Owen O'Malley wrote:
On Wed, Jul 1, 2009 at 6:45 PM, Todd Lipcon<tlip...@gmail.com> wrote:
Agree with Phillip here. Requiring a new jar to be checked in anywhere after
every common commit seems unscalable and nonperformant. For git users this
will make the repository size baloon like crazy (the jar is 400KB and we
have around 5300 commits so far = 2GB!).

This is silly. Obviously, just like the source the jars compress
across versions very well.

I think it would be reasonable to require that developers check out a
structure like:

working-dir/
 hadoop-common/
 hadoop-mapred/
 hadoop-hdfs/

-1 They are separate subprojects. In the medium term, mapreduce and
hdfs should compile and run against the released version common.
Checking in the jars is a temporary step while the interfaces in
common stabilize.
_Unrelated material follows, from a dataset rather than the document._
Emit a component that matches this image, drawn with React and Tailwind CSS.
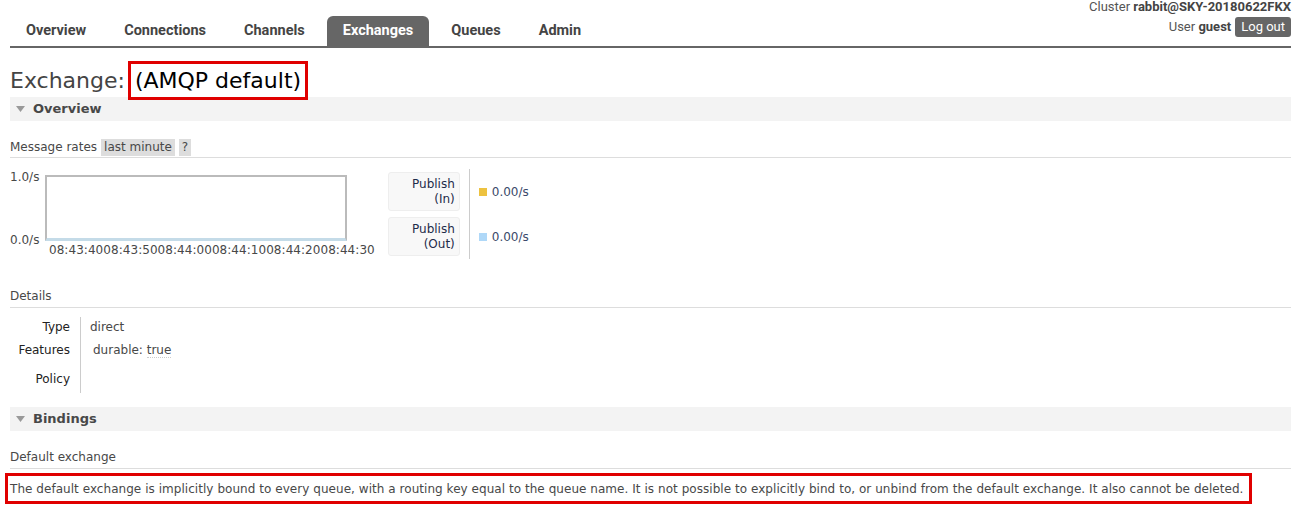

Furthermore, I expect the volume in common should be
much lower than in mapreduce or hdfs.


There are various use cases here

-people working in hdfs who don't need mapred (though they should for regression testing their work) but do need a stable common
-people working in mapred who need a working common/hdfs
-someone trying to work across all three (or in common, which is effectively that from a regression testing viewpoint) -someone who just wants all the code for debugging/using mapreduce or other bits of hadoo

For anyone who is playing in at the source level where they are getting changing libraries, having the separate projects in subdirs with common targets is invaluable; ivy can do the glue. But at the same time, should you require everyone working on mapred to pull down and build common and hdfs?